Measuring software quality against the CISQ standards helps detect poorly written and potentially damaging code, identifying and measuring technical debt. The UK’s major banks must review their IT systems against such benchmarks, or risk alienating account holders and damaging brand reputations built up over decades. Updating software quality should include greater transparency and communication between banks and software vendors, structural testing of software before deployment and the careful deployment of updates and patches.
Fix, or pay the price
Logically, all businesses want to minimise unnecessary expenditure and streamline operations. A penny that isn’t working in some way is a penny wasted. What many banks have failed to understand is that ensuring all facets of software infrastructure is a business necessity, not a luxury.
Real-world examples abound. In 2014, RBS was fined a total of £56m by regulators for a software malfunction in 2012 that was prompted by a software upgrade. Following the incident, the bank was also compelled to set aside £125m to compensate those affected. This is far more than the software initiative required to detect such issues would cost.

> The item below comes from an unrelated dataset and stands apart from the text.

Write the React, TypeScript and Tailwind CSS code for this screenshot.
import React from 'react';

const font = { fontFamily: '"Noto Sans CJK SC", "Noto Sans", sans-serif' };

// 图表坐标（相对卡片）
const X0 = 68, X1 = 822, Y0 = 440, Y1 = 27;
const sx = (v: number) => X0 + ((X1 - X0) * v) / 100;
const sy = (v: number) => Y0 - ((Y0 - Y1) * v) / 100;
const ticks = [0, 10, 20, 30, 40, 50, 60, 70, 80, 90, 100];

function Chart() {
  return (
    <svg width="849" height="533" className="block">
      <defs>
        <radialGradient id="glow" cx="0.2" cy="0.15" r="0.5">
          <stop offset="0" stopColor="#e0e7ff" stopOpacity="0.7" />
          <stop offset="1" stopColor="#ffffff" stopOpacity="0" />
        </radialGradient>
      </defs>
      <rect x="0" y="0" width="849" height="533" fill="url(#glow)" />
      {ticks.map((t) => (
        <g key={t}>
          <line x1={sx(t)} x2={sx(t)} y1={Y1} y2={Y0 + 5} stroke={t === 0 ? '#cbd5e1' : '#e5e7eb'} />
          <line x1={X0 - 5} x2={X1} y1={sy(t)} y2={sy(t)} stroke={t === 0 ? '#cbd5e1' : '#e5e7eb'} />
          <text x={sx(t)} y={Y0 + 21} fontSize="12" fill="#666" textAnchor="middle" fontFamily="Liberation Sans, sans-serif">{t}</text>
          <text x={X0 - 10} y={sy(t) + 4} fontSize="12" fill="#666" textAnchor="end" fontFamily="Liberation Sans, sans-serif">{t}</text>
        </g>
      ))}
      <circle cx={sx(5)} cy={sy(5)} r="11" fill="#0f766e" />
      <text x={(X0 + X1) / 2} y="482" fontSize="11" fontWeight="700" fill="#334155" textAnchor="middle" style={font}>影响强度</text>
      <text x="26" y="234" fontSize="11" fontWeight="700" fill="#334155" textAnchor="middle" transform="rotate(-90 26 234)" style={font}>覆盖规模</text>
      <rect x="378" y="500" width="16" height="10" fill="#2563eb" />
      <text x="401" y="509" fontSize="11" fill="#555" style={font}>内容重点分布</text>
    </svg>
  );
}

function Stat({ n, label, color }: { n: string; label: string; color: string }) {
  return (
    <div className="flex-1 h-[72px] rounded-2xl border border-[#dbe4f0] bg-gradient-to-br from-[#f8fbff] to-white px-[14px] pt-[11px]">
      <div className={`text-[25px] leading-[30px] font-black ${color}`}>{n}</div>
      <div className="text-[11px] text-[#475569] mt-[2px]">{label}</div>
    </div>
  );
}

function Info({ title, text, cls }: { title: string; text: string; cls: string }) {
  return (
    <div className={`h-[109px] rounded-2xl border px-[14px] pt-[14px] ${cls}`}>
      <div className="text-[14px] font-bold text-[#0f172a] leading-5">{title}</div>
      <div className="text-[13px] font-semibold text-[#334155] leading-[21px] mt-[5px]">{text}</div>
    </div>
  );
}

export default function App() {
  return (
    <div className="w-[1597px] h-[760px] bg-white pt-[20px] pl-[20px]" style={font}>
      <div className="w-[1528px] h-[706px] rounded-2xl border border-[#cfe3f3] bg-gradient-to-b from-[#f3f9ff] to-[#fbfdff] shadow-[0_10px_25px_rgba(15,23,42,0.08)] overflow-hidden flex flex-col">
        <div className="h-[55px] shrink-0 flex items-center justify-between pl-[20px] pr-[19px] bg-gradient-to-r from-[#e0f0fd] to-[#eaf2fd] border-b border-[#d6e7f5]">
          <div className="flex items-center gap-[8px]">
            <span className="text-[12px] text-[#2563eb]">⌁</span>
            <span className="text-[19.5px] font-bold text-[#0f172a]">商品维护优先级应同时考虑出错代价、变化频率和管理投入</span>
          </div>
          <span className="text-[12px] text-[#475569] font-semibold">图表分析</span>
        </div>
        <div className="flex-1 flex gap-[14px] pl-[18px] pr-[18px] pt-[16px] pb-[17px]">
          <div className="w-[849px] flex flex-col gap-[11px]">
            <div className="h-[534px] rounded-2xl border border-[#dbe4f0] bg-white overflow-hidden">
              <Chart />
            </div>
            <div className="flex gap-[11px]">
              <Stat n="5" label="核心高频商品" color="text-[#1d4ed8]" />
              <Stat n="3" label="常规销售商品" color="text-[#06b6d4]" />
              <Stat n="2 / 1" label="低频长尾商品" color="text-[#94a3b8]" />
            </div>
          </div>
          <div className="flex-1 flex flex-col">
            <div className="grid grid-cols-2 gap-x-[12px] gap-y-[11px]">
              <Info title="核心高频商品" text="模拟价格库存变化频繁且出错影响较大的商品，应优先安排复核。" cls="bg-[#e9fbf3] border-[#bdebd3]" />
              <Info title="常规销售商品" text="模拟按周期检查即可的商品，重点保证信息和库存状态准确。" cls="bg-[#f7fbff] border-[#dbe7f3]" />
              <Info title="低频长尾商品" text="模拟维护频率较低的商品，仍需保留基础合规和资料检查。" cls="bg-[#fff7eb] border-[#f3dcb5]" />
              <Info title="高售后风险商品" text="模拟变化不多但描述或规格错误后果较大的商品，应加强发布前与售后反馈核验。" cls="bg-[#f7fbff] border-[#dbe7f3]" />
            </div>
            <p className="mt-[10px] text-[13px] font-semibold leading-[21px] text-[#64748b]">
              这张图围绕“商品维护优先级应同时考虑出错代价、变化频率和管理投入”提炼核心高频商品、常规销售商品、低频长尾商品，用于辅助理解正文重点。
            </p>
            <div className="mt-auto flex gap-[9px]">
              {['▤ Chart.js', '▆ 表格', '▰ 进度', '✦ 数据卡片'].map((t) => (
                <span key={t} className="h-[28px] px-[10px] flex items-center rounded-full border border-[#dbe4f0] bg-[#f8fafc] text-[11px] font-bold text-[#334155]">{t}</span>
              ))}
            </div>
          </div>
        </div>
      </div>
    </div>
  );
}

IT integrity is still something that is taken for granted at the executive level, but the proof is there: failing to consistently review software platforms can be very costly and embarrassing.
An open playing field
With well-established financial institutions being frequently tripped up by their own IT, their customers are beginning to wonder if they would be better served by moving their money to one of the up-and-coming challenger banks. Some already offer better rates of interest for savers, and few are encumbered by the monolithic and glitch-ridden software systems of their established counterparts.
The British public may start to look beyond the familiar high street names to a new generation of banks and the Government’s account switching campaign is reinforcing this new freedom of choice.

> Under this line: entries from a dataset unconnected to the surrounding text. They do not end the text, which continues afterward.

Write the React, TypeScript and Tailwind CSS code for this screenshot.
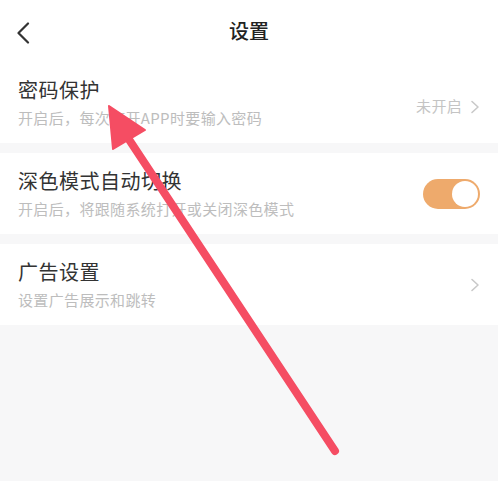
import React from "react";

const font = { fontFamily: '"Noto Sans CJK SC", "Noto Sans", sans-serif' };

function Chevron() {
  return (
    <svg width="10" height="14" viewBox="0 0 10 14" className="shrink-0">
      <polyline points="2,1.5 8,7 2,12.5" fill="none" stroke="#c9c9c9" strokeWidth="1.6" strokeLinecap="round" strokeLinejoin="round" />
    </svg>
  );
}

function Row({ title, sub, right, h = "h-[81px]" }: { title: string; sub: string; right: React.ReactNode; h?: string }) {
  return (
    <div className={`flex items-center justify-between bg-white pl-[18px] pr-[18px] ${h}`}>
      <div className="flex flex-col">
        <div className="text-[20px] leading-[26px] tracking-[0.5px] text-[#333333]">{title}</div>
        <div className="mt-[5px] text-[15px] leading-[20px] tracking-[0.35px] text-[#bdbdbd]">{sub}</div>
      </div>
      {right}
    </div>
  );
}

export default function App() {
  return (
    <div className="relative min-h-screen w-full overflow-hidden bg-[#f7f7f8]" style={font}>
      <div className="relative flex h-[62px] items-center justify-center bg-white">
        <svg width="14" height="22" viewBox="0 0 14 22" className="absolute left-[16px] top-[22px]">
          <polyline points="12,1.5 2.5,11 12,20.5" fill="none" stroke="#333" strokeWidth="2.2" strokeLinecap="round" strokeLinejoin="round" />
        </svg>
        <div className="text-[20px] font-medium text-[#222]">设置</div>
      </div>
      <Row
        title="密码保护"
        sub="开启后，每次打开APP时要输入密码"
        right={
          <div className="mt-[8px] flex items-center gap-[8px]">
            <span className="text-[15px] tracking-[0.3px] text-[#c4c4c4]">未开启</span>
            <Chevron />
          </div>
        }
      />
      <div className="h-[10px]" />
      <Row
        title="深色模式自动切换"
        sub="开启后，将跟随系统打开或关闭深色模式"
        right={
          <div className="flex h-[30px] w-[57px] items-center justify-end rounded-full bg-[#eeaa6c] p-[2px]">
            <div className="h-[26px] w-[26px] rounded-full bg-white" />
          </div>
        }
      />
      <div className="h-[10px]" />
      <Row title="广告设置" sub="设置广告展示和跳转" right={<Chevron />} />

      <svg className="pointer-events-none absolute left-0 top-0" width="498" height="481" viewBox="0 0 498 481">
        <line x1="128" y1="138" x2="335" y2="451" stroke="#f54d63" strokeWidth="8" strokeLinecap="round" />
        <polygon points="109,106 145,130 113,149" fill="#f54d63" stroke="#f54d63" strokeWidth="2" strokeLinejoin="round" />
      </svg>
    </div>
  );
}
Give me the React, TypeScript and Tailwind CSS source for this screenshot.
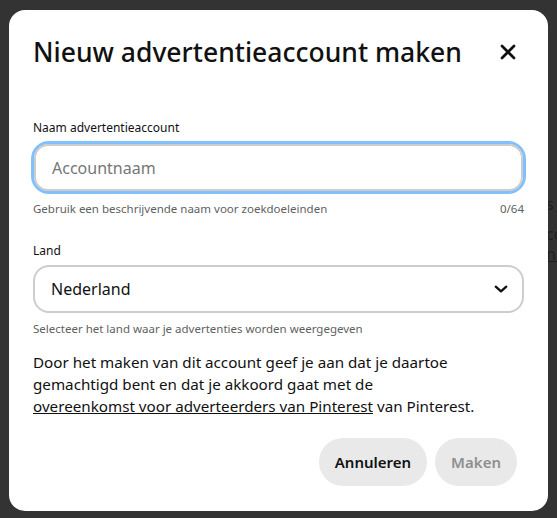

Relative newcomers such as Metro and Virgin Money may not have the presence, prestige or reach of the UK’s big banks, but with the Government-initiated Current Account Switch Service prompting two million account switches in just two years, it’s clear that brand loyalty is no longer enough to retain British consumers.
An expanding and highly competitive marketplace, the potential for brand damage and the risk of monetary penalties makes the argument for the UK’s major banks to implement software quality assurance standards no longer just compelling, but vital for their survival.